'I think that this will go on until people see a drastic change,' Detroit protester says

Leonard N. Fleming
The Detroit News

Detroit — It didn't take long for James Montgomery, attending his first protest downtown on Thursday, to give a quick prediction on how long the young demonstrators will continue to march against racial injustice.

Juan Patrick, 25, of Detroit, left, and James Montgomery, 24, of Farmington Hills ride scooters on Woodward Avenue in Detroit on Thursday.

Indefinitely, said Montgomery, 24, of Farmington Hills.

"I think that this will go on until people see a drastic change," said Montgomery, who is black and a car porter for a suburban car dealership. "It started off with the George Floyd case but it's going on all around the world right now. And it's just not his life that's still in jeopardy."

While the crowd on the 14th straight day of protests was less than 200 people, the fever pitch as protesters snaked through downtown streets continued unabated and was expected to continue into the summer.

Those who attended say they do not see an end in sight in the age of COVID-19, where many lives still are stalled, until issues such as police brutality, poverty and inequities in housing are addressed with speed, care and money. From Warren to Birmingham, the daily protests have featured movements such as Black Lives Matter as well as white protesters from the suburbs.

Along with talk nationally of defunding police departments, the protesters also spoke about how African Americans still are viewed as dangerous, and how that image needs to change to solve the crisis in police overreach.

The protests mostly have been peaceful with police escorts driving behind the protesters, who chant "No justice, no peace" and hold signs decrying racial profiling and injustice. On Thursday evening, tensions flared among a few protesters jockeying to get their messages across; no violence was exhibited.

Some were first-time protesters like Montgomery. Others, like Maura O'Meallie, 32, of Ferndale has protested seven times with her boyfriend.

"This is something they've been ready to stand for, for a long time," O'Meallie said.

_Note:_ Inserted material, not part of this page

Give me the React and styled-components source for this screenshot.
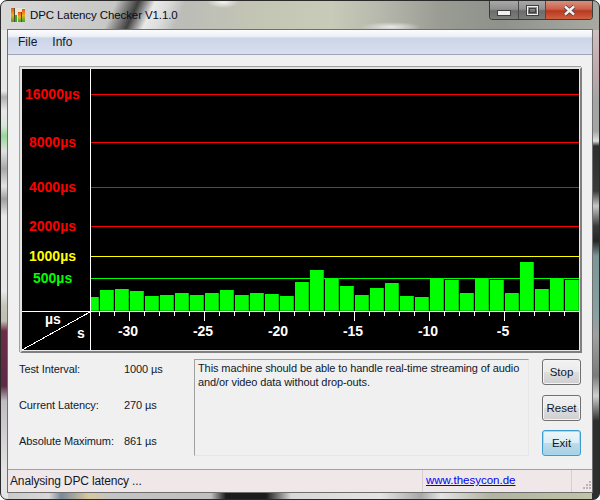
import React from "react";
import styled, { createGlobalStyle } from "styled-components";

const Global = createGlobalStyle`
  html, body { margin: 0; padding: 0; background: #fff; }
  * { box-sizing: border-box; }
`;

const uiFont = `"Liberation Sans", Arial, sans-serif`;

const Frame = styled.div`
  width: 600px;
  height: 500px;
  padding: 0 6px 6px 6px;
  border: 1px solid #2a2a2a;
  border-radius: 7px;
  display: flex;
  flex-direction: column;
  overflow: hidden;
  font-family: ${uiFont};
  color: #000;
  background-color: #c4c4c0;
  background-repeat: no-repeat;
  background-image:
    radial-gradient(ellipse 16px 6px at 222px 1px, #f4f4ec 0%, rgba(244,244,236,0) 100%),
    radial-gradient(ellipse 30px 5px at 390px 26px, #eaeaea 0%, rgba(234,234,234,0) 100%),
    linear-gradient(115deg, rgba(60,60,60,0) 0px, rgba(60,60,60,0) 105px, rgba(40,40,40,.85) 125px, rgba(235,235,235,.95) 140px, rgba(235,235,235,.7) 152px, rgba(60,60,60,0) 168px),
    linear-gradient(90deg, #d8d8d8 0px, #cfcfcf 60px, #bcbcb8 180px, #c4c6b4 260px, #c8cbb8 330px, #b6b8ac 380px, #9a9c94 440px, #8e928a 500px, #a8aaa2 598px),
    linear-gradient(180deg, #e8e8e8 0px, #e8e8e8 90px, #b0b0b0 96px, #e8e8e8 110px, #d8e4d8 125px, #96d896 135px, #e0e0e0 150px, #a8a8a8 168px, #e4e4e4 185px, #a0a0a0 198px, #e8e8e8 215px, #e8e8e8 290px, #c4c4b8 305px, #c0c0b0 320px, #6c2c48 330px, #5e2a44 385px, #c0bcc0 400px, #e4e4e4 470px),
    linear-gradient(180deg, #d8d0d0 0px, #c0a8ac 70px, #a4a4a4 100px, #a4a4a4 130px, #e0e0e0 140px, #2e2e2e 145px, #3a3a3a 190px, #c8c8c8 205px, #3a3a3a 225px, #262626 240px, #7c9698 255px, #86a0a2 310px, #a0a0a0 335px, #7a7a7a 375px, #d0d0d0 395px, #2e2e2e 420px, #2e2e2e 470px),
    linear-gradient(90deg, #c8c8c8 0px, #d8d8d8 48px, #7a8a98 60px, #d8c8a0 88px, #c4c4c4 110px, #c0c0c0 210px, #1c1c1c 225px, #1c1c1c 265px, #d8d8d8 290px, #e4e4e4 380px, #a8a8a8 420px, #e4e4e4 440px, #b0b4a0 490px, #c0c4a8 590px);
  background-size:
    100% 29px, 100% 29px, 100% 29px, 100% 29px,
    7px 100%, 7px 100%, 100% 7px;
  background-position:
    0 0, 0 0, 0 0, 0 0,
    left 0 top 0, right 0 top 0, left 0 bottom 0;
`;

const TitleBar = styled.header`
  flex: 0 0 28px;
  display: flex;
  align-items: flex-start;
  margin: 0 -6px;
  padding: 6px 0 0 9px;
`;

const AppIcon = styled.svg`
  width: 16px;
  height: 16px;
  flex: none;
`;

const Title = styled.h1`
  margin: 0 0 0 4px;
  font-size: 11.5px;
  letter-spacing: -0.1px;
  font-weight: 400;
  line-height: 16px;
  color: #0a0a18;
  flex: 1;
`;

const CaptionGroup = styled.div`
  display: flex;
  margin: -6px 6px 0 0;
  height: 19px;
  border: 1px solid #3c3c3c;
  border-top: 0;
  border-radius: 0 0 4px 4px;
  overflow: hidden;
`;

const CaptionButton = styled.div`
  width: ${(p) => p.$w}px;
  height: 100%;
  display: flex;
  align-items: center;
  justify-content: center;
  background: ${(p) =>
    p.$close
      ? "linear-gradient(180deg, #d89080 0%, #cc6048 45%, #b83820 55%, #d06040 100%)"
      : "linear-gradient(180deg, #a8a8a8 0%, #909090 45%, #6c6c6c 55%, #7c7c7c 100%)"};
  border-left: ${(p) => (p.$first ? "0" : "1px solid #4a4a4a")};
`;

const CaptionGlyph = styled.svg`
  display: block;
  margin-top: ${(p) => p.$drop || 0}px;
`;

const Client = styled.main`
  flex: 1;
  min-height: 0;
  display: flex;
  flex-direction: column;
  background: #f0f0f0;
  border: 1px solid #6f6f6f;
`;

const MenuBar = styled.nav`
  flex: 0 0 25px;
  display: flex;
  align-items: center;
  gap: 15px;
  padding: 0 0 1px 10px;
  font-size: 12px;
  color: #10182c;
  background: linear-gradient(180deg, #fbfcfe 0%, #eef1f8 25%, #ccd5e8 35%, #d8dfee 100%);
  border-bottom: 1px solid #a0a6b8;
`;

const MenuItem = styled.span`
  line-height: 16px;
`;

const GraphPanel = styled.section`
  margin: 12px 10px 0 12px;
  flex: 0 0 286px;
  border: 2px solid;
  border-color: #e2e2e2 #808080 #808080 #e2e2e2;
  box-shadow: -1px -1px 0 #a0a0a0;
`;

const GraphInner = styled.div`
  height: 282px;
  border-right: 1px solid #e8e8e8;
  border-bottom: 1px solid #e8e8e8;
  background: #000;
`;

const ChartSvg = styled.svg`
  display: block;
  width: 557px;
  height: 281px;
  font-family: "Liberation Sans", Arial, sans-serif;
  font-weight: 700;
  font-size: 14px;
`;

const InfoRow = styled.section`
  flex: 1;
  min-height: 0;
  display: flex;
  align-items: flex-start;
  padding: 6px 10px 0 10px;
`;

const StatList = styled.dl`
  flex: 0 0 176px;
  margin: 0;
  padding: 3px 0 0 1px;
  display: grid;
  grid-template-columns: 105px 1fr;
  grid-auto-rows: 36px;
  align-items: start;
  font-size: 11px;
  letter-spacing: -0.1px;
  line-height: 15px;
  color: #10182c;
`;

const StatLabel = styled.dt`
  margin: 0;
`;

const StatValue = styled.dd`
  margin: 0;
`;

const MessageBox = styled.div`
  flex: 0 0 335px;
  height: 97px;
  padding: 1px 3px 0;
  font-size: 11px;
  letter-spacing: -0.1px;
  line-height: 14px;
  color: #10182c;
  border: 1px solid;
  border-color: #a0a0a0 #e6e6e6 #e6e6e6 #a0a0a0;
`;

const ButtonColumn = styled.div`
  margin-left: 13px;
  display: flex;
  flex-direction: column;
  gap: 9.5px;
`;

const Button = styled.button`
  width: 39px;
  height: 26px;
  padding: 0;
  font-family: ${uiFont};
  font-size: 11.5px;
  color: #10182c;
  border-radius: 3px;
  border: 1px solid ${(p) => (p.$focus ? "#3c9ccf" : "#707070")};
  box-shadow: inset 0 0 0 1px ${(p) => (p.$focus ? "#9edcf2" : "#f4f4f4")};
  background: ${(p) =>
    p.$focus
      ? "linear-gradient(180deg, #ecf6fb 0%, #dceef6 48%, #bcdcea 52%, #a8cfe2 100%)"
      : "linear-gradient(180deg, #f2f2f2 0%, #ebebeb 48%, #dddddd 52%, #cfcfcf 100%)"};
`;

const StatusBar = styled.footer`
  flex: 0 0 23px;
  display: flex;
  align-items: center;
  font-size: 12px;
  color: #10182c;
  background: #f0e8e8;
  border-top: 1px solid #a0a0a0;
`;

const StatusText = styled.span`
  flex: 0 0 414px;
  padding-left: 2px;
  letter-spacing: -0.15px;
`;

const StatusLink = styled.a`
  flex: 0 0 150px;
  padding-left: 3px;
  height: 100%;
  font-size: 11.5px;
  line-height: 21px;
  color: #0000ee;
  text-decoration: underline;
  border-left: 1px solid #d4d0d0;
  border-right: 1px solid #d4d0d0;
`;

const Grip = styled.svg`
  margin-left: auto;
  align-self: flex-end;
`;

const bars = [
  297, 290, 289, 291, 296, 295, 293, 295, 293, 290, 295, 293, 294, 296, 282, 270,
  278, 286, 295, 288, 283, 296, 297, 278, 280, 293, 278, 280, 293, 262, 289, 278, 280,
];

const levels = [
  { y: 94, line: "#ff0000", label: "16000µs", x: 25 },
  { y: 142, line: "#ff0000", label: "8000µs", x: 29 },
  { y: 187, line: "#ff0000", label: "4000µs", x: 29 },
  { y: 226, line: "#ff0000", label: "2000µs", x: 29 },
  { y: 256, line: "#ffff00", label: "1000µs", x: 29 },
  { y: 278, line: "#00ff00", label: "500µs", x: 33 },
];

const axisLabels = [
  { v: "-30", x: 129 },
  { v: "-25", x: 204 },
  { v: "-20", x: 279 },
  { v: "-15", x: 354 },
  { v: "-10", x: 429 },
  { v: "-5", x: 504 },
];

function Chart() {
  const ticks = [];
  for (let i = 0; i < 32; i++) ticks.push(99 + 15 * i);
  return (
    <ChartSvg viewBox="22 69 557 281" shapeRendering="crispEdges">
      {levels.map((l) => (
        <rect key={l.y} x="91" y={l.y} width="489" height="1" fill={l.line} />
      ))}
      {bars.map((top, i) => {
        const x = i === 0 ? 91 : 100 + 15 * (i - 1);
        const w = i === 0 ? 8 : 14;
        return (
          <g key={i}>
            <rect x={x} y={top} width={w} height={311 - top} fill="#00c800" />
            <rect x={x} y={top} width={w - 1} height={310 - top} fill="#00ff00" />
          </g>
        );
      })}
      <rect x="22" y="311" width="558" height="1" fill="#fff" />
      <rect x="90" y="69" width="1" height="282" fill="#fff" />
      {ticks.map((x) => {
        const long = (x - 129) % 75 === 0;
        return <rect key={x} x={x} y="312" width="1" height={long ? 9 : 4} fill="#fff" />;
      })}
      <line x1="22" y1="350" x2="90" y2="312" stroke="#fff" strokeWidth="1" />
      {levels.map((l) => (
        <text key={l.label} x={l.x} y={l.y + 5} fill={l.line}>
          {l.label}
        </text>
      ))}
      <text x="45" y="324" fill="#fff">µs</text>
      <text x="77" y="338" fill="#fff">s</text>
      {axisLabels.map((a) => (
        <text key={a.v} x={a.x - 1} y="336" fill="#fff" textAnchor="middle">
          {a.v}
        </text>
      ))}
    </ChartSvg>
  );
}

export default function App() {
  return (
    <>
      <Global />
      <Frame>
        <TitleBar>
          <AppIcon viewBox="0 0 16 16">
            <defs>
              <linearGradient id="barFill" x1="0" y1="0" x2="0" y2="1">
                <stop offset="0" stopColor="#e8501c" />
                <stop offset="0.5" stopColor="#e8b020" />
                <stop offset="1" stopColor="#38a838" />
              </linearGradient>
            </defs>
            <rect x="0.5" y="1" width="14.5" height="14" fill="#e8e4d8" />
            <rect x="1" y="1" width="3" height="14" fill="url(#barFill)" />
            <rect x="5" y="8" width="2" height="7" fill="#38a838" />
            <rect x="8" y="5" width="3" height="10" fill="url(#barFill)" />
            <rect x="12" y="2" width="3" height="13" fill="url(#barFill)" />
            <rect x="4" y="1" width="1" height="14" fill="#5c4a30" />
            <rect x="11" y="5" width="1" height="10" fill="#5c4a30" />
          </AppIcon>
          <Title>DPC Latency Checker V1.1.0</Title>
          <CaptionGroup>
            <CaptionButton $w={28} $first>
              <CaptionGlyph $drop={7} width="14" height="7" viewBox="0 0 14 7">
                <rect x="0.5" y="0.5" width="13" height="5" fill="#f0f0f0" stroke="#404040" />
              </CaptionGlyph>
            </CaptionButton>
            <CaptionButton $w={27}>
              <CaptionGlyph width="13" height="11" viewBox="0 0 13 11">
                <rect x="0.5" y="0.5" width="12" height="10" fill="none" stroke="#404040" />
                <rect x="1.5" y="1.5" width="10" height="8" fill="none" stroke="#f0f0f0" />
                <rect x="3.5" y="3.5" width="6" height="4" fill="none" stroke="#404040" />
              </CaptionGlyph>
            </CaptionButton>
            <CaptionButton $w={47} $close>
              <CaptionGlyph width="13" height="11" viewBox="0 0 13 11">
                <path d="M2 1.5 L11 9.5 M11 1.5 L2 9.5" stroke="#404040" strokeWidth="4" />
                <path d="M2 1.5 L11 9.5 M11 1.5 L2 9.5" stroke="#f4f4f4" strokeWidth="2.4" />
              </CaptionGlyph>
            </CaptionButton>
          </CaptionGroup>
        </TitleBar>
        <Client>
          <MenuBar>
            <MenuItem>File</MenuItem>
            <MenuItem>Info</MenuItem>
          </MenuBar>
          <GraphPanel>
            <GraphInner>
              <Chart />
            </GraphInner>
          </GraphPanel>
          <InfoRow>
            <StatList>
              <StatLabel>Test Interval:</StatLabel>
              <StatValue>1000 µs</StatValue>
              <StatLabel>Current Latency:</StatLabel>
              <StatValue>270 µs</StatValue>
              <StatLabel>Absolute Maximum:</StatLabel>
              <StatValue>861 µs</StatValue>
            </StatList>
            <MessageBox>
              This machine should be able to handle real-time streaming of audio and/or video data without drop-outs.
            </MessageBox>
            <ButtonColumn>
              <Button>Stop</Button>
              <Button>Reset</Button>
              <Button $focus>Exit</Button>
            </ButtonColumn>
          </InfoRow>
          <StatusBar>
            <StatusText>Analysing DPC latency ...</StatusText>
            <StatusLink href="#">www.thesycon.de</StatusLink>
            <Grip width="12" height="12" viewBox="0 0 12 12">
              {[[9, 1], [6, 4], [9, 4], [3, 7], [6, 7], [9, 7]].map(([x, y]) => (
                <rect key={`${x}-${y}`} x={x} y={y} width="2" height="2" fill="#b8b4b4" />
              ))}
            </Grip>
          </StatusBar>
        </Client>
      </Frame>
    </>
  );
}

O'Meallie said she's been to a number of rallies in her life, but these protests have "so much push behind it."

"I don't see people dropping out. A few, maybe," she said. "Humans are humans. I still don't understand how black people aren't recognized as human." 

O'Meallie, who runs a yoga studio in Ferndale with her boyfriend, Joseph Dugan, 30, who also lives in that city, said they cancelled most classes to attend the protests around the region.

"We need to see people standing up to do this," she said. "This is where our efforts need to be. If you can show up at 7 o'clock to go do yoga in the park, get your ass here."

Organizer Shawn Vaughn, 28, of Detroit, left, waits patiently while JoAnna Underwood speaks on the mic. Protesters meet near Detroit Public Safety Headquarters before marching against police brutality in Detroit on June 11, 2020.

She added: "Honestly, I assume that I will be out here for months."

During a speech to the crowd after the march, "Baba" Baxter Jones, 64, of Detroit, who uses a wheelchair, told the crowd about the Montgomery, Alabama, bus boycotts during the Civil Rights movement that took many months of constant pressure and protests.

"It's not a sprint, this is a marathon," Jones said. "The people who they are protesting against have their heels dug in. There's money involved. I think these young people out here, they are very much like we were in the '60s."

Rafael Mojica, 34, of Detroit said the protests will be sustained during the coronavirus crisis by people willing to press for solutions to the issues they care about.

"We've had a public health crisis going on in this city for a long time; we've had racial inequality going on for a long time," he said. "There's economic inequality going on. When it comes to Detroit, in some form or fashion, it's going to continue on."

Megan Scholler, 27, a hairstylist, came to the protest alone. She wants the marches to continue so the issues "don't get just pushed over like it has in the past."

"I think it's real important that we keep pushing," said Scholler, who has spoken to friends of color who have taken various precautions with police to stay safe. "Things that I would never think to do, things you don't really think as a white person."

"It needs to change," she said. "Everyone should just be treated equal."

The thought about how long these protests would last has been on the mind of Lauren Barker, 34, of Detroit. She has attended at least five protests over the past weeks, she said.

Barker said that while some of the protests have had dwindling numbers of people, she's been encouraged by the larger crowds on other days, and the diversity. With summer months approaching, she doesn't see an end.

"I think that this movement has more momentum behind it than like previous movements have," said Barker, a speech pathologist. "I think it's amazing how many cities you see it in. It's not just in Detroit. It's in Ferndale, it's in Royal Oak, it's in Livonia. I've been impressed with how long it's been lasting at this point."